[PATCH 1/2] ARM: Add inituart macro to initialize DEBUG_LL serial port based on the machine ID

Tony Lindgren tony at atomide.com
Fri Feb 4 11:44:37 EST 2011


* Russell King - ARM Linux <linux at arm.linux.org.uk> [110204 04:31]:
> On Fri, Feb 04, 2011 at 08:39:34AM +0000, Russell King - ARM Linux wrote:
> > Can't we just hard-configure the virtual/physical address at build
> > time and be done with it?
> > 
> > I've given up with the current state of affairs which tries to use the
> > platform ID to select the UART to use as it never seems to work, and I
> > have a couple of patches which hard-code the address at compile time -
> > one for the SDP4430 board and one for the LDP3430 board.
> > 
> > If it's complicated, then it probably won't work.  Keep it simple.
> > That's especially true for debugging code, otherwise you need extra
> > debugging code to debug why the debugging code doesn't work.
> 
> There's another good reason to hard-configure the UART port rather
> than select it by ID.
> 
> The common usage scenario: you're bringing up a new board.  You know
> you're going to have your console connected to UART2.  So, no matter
> what you want your debug messages to come out of UART2 even if the
> machine ID is wrong.

Yes that's an important debugging case too.
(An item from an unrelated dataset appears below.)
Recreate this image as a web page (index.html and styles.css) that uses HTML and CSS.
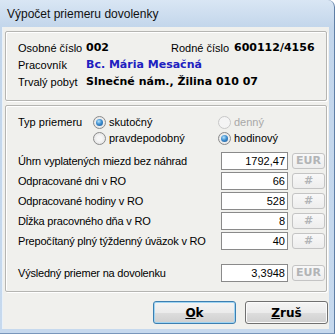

Another common use
case is "this kernel boots on machines a and b, but fails to boot
on c and d".
 
> By detecting the UART port from the machine number, you immediately
> lose that ability, and therefore the confidence, that "if I build the
> kernel for X with LL debug enabled, and monitor port Y, I will get
> messages out of port Y, and not some other random port Z which I'd to
> solder wires to to monitor."

True, but that easily also leads to confusion on why some kernel only
boots on one machine. So maybe we can do something that can easily be
selected in Kconfig for forcing certain port?
 
> In other words, no messages on the monitored port changes from "we didn't
> get into the kernel, or something early in the kernel boot before the C
> code went wrong" to "... or maybe the debugging code failed to get the
> right port too."
> 
> It is invaluable to know that the debugging code will always talk to
> the same UART which you're monitoring.

I'll take a look how we can allow forcing the uart easily.